Experimental theatre can be a tricky thing. There was a time when even now-famous works like Waiting for Godot were considered off-the-wall, but their themes have resonated with generations of audience members.
Though it ponders many weighty concepts, it’s not entirely clear that Caught in Dante’s Fifth: The Naked Truth of Kindred Spirits has the same weight. This hodgepodge of material has aesthetic value but leaves a resounding “Huh?” in regards to its plot.
The trio performance concerns one man who is reincarnated and regales the audience about his previous lives, whereas the other is his friend and enemy throughout various life cycles. The two square off as humans, bickering about many points relevant to both the human world and the wild.
The problem with these points is that it’s hard to see where they connect.

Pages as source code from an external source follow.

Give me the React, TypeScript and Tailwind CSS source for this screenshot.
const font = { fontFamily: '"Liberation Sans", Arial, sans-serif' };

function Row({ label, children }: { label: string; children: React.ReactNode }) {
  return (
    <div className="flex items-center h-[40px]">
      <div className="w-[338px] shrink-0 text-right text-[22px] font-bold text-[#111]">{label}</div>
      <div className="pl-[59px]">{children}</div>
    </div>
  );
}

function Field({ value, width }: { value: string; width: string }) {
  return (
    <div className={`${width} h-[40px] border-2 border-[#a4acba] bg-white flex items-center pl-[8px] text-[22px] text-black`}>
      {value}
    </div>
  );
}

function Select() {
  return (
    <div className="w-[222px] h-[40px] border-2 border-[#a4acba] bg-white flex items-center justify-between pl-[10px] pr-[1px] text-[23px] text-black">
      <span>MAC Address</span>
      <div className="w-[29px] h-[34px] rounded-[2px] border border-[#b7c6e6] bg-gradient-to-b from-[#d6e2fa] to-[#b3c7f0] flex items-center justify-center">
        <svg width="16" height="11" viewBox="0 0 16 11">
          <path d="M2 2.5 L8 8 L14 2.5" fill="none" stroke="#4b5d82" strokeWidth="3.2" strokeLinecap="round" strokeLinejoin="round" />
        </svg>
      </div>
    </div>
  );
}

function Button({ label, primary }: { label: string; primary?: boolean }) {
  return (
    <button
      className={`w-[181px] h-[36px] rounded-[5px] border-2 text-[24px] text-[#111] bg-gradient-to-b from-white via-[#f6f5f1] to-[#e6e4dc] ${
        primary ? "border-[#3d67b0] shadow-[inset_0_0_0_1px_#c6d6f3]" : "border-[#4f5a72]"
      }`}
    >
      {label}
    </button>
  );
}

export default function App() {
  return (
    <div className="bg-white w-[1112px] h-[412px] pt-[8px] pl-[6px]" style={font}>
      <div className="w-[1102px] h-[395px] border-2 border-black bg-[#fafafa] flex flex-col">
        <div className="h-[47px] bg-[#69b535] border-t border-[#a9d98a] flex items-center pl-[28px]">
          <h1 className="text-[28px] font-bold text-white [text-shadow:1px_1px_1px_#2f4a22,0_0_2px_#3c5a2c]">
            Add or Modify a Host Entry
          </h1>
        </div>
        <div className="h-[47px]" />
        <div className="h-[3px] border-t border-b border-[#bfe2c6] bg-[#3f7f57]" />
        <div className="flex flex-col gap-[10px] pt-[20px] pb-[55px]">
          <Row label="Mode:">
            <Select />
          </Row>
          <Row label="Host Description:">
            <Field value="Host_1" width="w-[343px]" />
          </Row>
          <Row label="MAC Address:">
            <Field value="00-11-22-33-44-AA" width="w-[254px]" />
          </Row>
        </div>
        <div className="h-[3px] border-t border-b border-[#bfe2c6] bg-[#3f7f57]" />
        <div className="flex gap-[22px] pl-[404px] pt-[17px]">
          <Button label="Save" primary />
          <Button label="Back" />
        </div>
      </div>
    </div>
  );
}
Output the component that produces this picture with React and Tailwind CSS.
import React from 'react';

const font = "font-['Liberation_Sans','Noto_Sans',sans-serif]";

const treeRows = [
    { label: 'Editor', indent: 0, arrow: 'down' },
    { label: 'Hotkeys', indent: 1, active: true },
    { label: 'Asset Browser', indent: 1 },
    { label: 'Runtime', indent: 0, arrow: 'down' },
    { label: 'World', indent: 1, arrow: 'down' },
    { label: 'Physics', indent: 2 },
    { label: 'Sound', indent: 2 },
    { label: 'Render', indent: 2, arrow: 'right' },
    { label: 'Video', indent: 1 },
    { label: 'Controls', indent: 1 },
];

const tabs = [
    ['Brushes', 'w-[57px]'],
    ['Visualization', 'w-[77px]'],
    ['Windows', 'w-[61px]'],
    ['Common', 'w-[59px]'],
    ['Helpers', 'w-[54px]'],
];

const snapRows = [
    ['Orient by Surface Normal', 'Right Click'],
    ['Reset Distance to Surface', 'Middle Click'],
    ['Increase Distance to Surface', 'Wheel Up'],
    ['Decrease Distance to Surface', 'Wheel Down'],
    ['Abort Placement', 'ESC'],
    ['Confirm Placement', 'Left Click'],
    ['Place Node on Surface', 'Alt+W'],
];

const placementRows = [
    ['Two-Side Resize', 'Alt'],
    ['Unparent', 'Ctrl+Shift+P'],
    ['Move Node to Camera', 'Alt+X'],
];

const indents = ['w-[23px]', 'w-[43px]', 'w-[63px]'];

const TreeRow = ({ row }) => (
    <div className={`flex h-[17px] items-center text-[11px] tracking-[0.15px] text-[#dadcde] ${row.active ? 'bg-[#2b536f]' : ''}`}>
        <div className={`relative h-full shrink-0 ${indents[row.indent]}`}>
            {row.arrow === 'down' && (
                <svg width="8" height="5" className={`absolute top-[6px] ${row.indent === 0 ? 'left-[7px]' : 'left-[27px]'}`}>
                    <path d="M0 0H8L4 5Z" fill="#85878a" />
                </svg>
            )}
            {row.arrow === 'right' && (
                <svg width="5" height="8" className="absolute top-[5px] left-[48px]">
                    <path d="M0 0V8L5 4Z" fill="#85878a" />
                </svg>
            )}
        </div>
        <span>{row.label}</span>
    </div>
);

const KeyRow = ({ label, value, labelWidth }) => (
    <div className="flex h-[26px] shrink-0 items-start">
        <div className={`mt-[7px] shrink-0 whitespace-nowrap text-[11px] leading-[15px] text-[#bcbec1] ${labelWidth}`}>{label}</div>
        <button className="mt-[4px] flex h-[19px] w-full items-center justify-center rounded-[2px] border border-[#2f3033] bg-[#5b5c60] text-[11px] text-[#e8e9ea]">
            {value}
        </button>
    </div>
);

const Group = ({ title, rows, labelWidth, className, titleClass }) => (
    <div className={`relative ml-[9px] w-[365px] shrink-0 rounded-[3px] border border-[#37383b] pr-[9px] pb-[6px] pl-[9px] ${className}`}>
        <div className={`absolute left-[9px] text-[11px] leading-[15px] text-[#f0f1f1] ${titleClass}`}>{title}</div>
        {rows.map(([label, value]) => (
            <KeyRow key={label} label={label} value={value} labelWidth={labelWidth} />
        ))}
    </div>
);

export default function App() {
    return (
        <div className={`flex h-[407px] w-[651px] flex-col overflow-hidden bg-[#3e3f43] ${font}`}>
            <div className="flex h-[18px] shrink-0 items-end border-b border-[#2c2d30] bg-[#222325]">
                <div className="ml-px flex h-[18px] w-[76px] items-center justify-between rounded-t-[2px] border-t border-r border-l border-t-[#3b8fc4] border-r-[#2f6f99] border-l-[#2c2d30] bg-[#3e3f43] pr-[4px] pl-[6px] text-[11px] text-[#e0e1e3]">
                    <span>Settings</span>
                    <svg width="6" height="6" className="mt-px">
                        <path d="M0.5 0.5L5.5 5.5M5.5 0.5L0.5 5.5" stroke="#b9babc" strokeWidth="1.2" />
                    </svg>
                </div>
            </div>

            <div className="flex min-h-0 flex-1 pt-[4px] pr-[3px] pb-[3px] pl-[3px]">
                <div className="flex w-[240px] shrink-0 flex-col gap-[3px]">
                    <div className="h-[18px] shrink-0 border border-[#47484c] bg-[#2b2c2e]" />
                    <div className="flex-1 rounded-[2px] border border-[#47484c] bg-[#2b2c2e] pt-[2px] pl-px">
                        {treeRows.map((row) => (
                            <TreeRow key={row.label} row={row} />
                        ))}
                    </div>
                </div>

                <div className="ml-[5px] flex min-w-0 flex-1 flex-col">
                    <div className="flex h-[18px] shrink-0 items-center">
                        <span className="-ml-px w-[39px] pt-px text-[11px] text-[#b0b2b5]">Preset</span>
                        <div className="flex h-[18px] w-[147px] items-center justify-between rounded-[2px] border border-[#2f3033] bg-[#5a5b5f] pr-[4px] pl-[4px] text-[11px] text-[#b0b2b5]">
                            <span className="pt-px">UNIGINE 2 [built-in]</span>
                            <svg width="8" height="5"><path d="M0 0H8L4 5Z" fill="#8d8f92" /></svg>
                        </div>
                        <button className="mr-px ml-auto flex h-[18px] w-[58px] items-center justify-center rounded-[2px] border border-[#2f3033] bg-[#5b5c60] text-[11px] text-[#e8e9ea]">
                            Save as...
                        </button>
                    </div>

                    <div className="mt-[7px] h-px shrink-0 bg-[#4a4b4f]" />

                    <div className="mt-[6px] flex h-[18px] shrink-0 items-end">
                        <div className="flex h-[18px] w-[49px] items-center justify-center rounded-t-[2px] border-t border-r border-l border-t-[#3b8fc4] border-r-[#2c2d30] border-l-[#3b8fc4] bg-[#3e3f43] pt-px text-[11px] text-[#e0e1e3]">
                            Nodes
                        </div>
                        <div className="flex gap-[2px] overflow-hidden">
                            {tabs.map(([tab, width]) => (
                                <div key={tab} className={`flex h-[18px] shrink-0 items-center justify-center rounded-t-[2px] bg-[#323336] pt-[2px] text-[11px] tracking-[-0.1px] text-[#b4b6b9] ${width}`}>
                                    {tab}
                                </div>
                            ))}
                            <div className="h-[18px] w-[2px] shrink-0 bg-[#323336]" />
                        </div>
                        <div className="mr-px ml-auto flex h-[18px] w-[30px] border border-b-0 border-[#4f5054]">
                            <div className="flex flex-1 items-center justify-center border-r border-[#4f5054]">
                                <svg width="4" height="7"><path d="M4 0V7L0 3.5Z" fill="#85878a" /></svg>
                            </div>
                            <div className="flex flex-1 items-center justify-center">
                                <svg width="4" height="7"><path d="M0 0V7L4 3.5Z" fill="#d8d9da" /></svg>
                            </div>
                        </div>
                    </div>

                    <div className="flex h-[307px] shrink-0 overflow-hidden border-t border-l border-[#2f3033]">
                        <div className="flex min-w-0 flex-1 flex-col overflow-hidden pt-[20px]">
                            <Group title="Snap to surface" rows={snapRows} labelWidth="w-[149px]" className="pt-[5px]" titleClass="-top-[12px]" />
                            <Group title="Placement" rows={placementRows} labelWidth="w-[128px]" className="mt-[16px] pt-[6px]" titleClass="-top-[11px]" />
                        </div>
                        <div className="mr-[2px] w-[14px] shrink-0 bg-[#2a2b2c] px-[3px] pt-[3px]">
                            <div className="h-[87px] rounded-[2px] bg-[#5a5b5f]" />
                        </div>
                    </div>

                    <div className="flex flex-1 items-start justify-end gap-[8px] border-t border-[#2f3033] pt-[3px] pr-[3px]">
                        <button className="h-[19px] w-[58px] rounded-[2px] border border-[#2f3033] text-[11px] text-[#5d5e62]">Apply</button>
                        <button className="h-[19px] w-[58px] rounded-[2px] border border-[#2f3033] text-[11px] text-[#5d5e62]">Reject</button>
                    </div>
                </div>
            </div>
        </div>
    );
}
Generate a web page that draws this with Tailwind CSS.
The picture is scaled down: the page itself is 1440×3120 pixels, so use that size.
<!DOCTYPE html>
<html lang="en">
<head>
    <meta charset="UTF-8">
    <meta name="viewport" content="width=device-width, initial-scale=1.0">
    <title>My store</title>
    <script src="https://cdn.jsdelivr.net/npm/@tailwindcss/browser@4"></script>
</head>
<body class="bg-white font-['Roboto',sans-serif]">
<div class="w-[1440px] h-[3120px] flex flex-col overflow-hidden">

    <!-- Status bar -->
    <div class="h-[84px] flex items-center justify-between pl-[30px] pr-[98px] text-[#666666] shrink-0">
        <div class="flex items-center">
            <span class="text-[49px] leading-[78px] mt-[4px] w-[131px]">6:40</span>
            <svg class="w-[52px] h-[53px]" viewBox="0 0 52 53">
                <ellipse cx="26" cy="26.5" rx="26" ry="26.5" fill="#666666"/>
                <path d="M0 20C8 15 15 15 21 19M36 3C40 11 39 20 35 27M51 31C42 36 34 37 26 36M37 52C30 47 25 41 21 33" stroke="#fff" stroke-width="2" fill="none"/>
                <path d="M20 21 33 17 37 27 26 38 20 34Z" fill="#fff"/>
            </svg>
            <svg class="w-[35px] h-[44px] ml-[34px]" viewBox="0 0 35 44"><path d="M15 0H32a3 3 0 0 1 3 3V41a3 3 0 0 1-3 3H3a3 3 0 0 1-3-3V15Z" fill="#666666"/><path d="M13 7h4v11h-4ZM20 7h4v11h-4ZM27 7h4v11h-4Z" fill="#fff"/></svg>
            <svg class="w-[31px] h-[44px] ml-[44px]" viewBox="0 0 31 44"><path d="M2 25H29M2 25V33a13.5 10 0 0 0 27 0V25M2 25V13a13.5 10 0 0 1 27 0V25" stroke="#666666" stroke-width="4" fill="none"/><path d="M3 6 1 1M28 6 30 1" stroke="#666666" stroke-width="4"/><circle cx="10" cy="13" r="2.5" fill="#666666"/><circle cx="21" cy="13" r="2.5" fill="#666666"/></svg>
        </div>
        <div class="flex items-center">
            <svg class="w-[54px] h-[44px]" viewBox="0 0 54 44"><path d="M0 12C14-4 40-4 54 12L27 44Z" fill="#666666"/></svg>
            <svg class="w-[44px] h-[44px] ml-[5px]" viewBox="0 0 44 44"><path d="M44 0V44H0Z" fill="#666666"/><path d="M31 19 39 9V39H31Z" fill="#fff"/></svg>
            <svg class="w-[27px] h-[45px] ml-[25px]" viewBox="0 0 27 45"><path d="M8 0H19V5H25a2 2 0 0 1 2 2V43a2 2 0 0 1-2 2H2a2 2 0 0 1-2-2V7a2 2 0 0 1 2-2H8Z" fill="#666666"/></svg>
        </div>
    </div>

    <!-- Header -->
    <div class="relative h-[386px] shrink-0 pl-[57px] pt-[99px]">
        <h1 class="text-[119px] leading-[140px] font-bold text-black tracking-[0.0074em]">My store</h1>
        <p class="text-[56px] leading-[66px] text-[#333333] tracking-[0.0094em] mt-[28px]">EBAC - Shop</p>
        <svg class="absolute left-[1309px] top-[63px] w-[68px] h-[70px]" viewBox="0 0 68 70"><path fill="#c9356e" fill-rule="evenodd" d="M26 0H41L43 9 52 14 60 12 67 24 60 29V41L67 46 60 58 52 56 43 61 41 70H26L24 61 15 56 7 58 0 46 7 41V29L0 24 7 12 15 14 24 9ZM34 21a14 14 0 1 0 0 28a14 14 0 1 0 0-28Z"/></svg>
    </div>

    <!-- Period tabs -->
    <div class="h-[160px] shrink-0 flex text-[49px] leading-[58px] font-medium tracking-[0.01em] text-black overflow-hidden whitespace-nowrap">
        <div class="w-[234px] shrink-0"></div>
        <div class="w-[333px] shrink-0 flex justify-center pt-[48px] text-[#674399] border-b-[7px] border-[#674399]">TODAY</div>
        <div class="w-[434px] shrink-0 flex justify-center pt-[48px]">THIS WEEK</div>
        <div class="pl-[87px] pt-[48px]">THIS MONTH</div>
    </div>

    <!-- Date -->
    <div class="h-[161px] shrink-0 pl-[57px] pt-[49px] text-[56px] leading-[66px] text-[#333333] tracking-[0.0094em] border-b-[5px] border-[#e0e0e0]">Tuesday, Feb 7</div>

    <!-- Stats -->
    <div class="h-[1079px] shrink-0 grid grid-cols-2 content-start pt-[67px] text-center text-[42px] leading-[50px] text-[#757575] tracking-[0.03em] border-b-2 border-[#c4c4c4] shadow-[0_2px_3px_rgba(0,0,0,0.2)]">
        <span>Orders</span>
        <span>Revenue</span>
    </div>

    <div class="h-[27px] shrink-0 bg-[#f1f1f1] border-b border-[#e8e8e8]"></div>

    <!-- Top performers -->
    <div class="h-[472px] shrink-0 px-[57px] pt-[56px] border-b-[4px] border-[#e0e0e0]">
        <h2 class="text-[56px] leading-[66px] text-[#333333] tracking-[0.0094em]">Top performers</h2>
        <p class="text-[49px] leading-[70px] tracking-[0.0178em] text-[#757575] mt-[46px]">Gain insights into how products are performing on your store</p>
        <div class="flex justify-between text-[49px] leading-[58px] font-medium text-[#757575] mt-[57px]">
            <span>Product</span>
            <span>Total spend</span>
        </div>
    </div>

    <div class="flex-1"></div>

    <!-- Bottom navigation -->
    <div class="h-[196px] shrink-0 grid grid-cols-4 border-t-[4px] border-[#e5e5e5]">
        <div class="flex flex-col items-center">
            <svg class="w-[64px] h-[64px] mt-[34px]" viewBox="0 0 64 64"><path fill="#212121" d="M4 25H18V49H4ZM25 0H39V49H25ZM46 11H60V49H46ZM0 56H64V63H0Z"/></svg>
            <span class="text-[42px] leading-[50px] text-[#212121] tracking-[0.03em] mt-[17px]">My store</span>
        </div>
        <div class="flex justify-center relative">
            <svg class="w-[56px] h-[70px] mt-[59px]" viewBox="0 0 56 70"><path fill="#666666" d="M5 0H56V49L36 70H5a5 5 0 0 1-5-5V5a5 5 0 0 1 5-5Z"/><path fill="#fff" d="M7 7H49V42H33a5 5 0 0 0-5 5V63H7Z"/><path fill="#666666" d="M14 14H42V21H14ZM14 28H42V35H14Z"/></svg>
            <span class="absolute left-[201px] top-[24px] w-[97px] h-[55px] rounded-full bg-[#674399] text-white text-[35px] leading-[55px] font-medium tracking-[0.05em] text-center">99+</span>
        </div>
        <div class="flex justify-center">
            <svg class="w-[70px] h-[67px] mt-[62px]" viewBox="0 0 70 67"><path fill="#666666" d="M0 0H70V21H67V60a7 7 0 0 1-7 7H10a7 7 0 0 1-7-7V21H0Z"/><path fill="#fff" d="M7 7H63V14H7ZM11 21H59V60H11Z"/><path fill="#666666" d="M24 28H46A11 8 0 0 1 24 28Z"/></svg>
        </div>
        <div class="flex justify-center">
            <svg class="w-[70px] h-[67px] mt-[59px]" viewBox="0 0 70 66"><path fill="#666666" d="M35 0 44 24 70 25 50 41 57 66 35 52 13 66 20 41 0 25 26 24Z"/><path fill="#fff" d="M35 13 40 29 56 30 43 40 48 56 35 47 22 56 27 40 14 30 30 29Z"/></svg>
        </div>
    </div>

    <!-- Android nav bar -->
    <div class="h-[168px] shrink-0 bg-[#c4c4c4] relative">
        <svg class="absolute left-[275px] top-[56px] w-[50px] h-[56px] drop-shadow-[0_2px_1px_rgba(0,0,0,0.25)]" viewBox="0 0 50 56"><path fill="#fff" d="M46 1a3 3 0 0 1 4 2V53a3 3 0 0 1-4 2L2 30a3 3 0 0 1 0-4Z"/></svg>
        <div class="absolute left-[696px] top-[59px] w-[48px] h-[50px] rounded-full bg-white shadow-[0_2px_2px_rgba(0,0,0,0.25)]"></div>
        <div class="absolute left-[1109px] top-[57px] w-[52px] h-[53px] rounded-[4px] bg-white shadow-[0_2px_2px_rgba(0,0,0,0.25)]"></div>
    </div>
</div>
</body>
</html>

Take any five minutes of Caught in Dante’s Fifth and you’ll be musing over some fascinating dialogue. But as a whole, it’s hard to see how misandry and frogs turn into guns and wildebeest.
It’s a treat if you enjoy surreal or absurd theatre, and this off-the-wall offering certainly has it’s merits. Most shows at Fringe don’t have nearly this much technical specification, with a full set and lighting ambiance. Projections were often used in the background, and the graphics were particularly helpful in explaining the plot. Even the music and effects were polished, immersing the audience into the bizarre world that the characters inhabit.
And the performers themselves were fairly skilled, especially at highlighting the tortured relationship between Jameson Freeman and Mediombo Fofana. The two banter back and forth, exchanging witty comments and insults that culminate in a complex dance. This is lovely to watch, and the two excel with both humor and confrontation. On the other hand, the purpose of Vonette Mewborn’s character is unclear, appearing for mere moments and diluting the intensity between the two men.
Though the high production values create an ethereal mood and the actors duel it out with passion, some of the structural elements in Caught in Dante’s Fifth: The Naked Truth of Kindred Spirits are incomprehensible — even in the mythical world of the play. This piece fits squarely in its surrealist genre, but the confusing mishmash of themes place it a cut below the others.
Caught in Dante’s Fifth has 3 more performances at the Warehouse, 645 New York Avenue, NW, Washington, DC.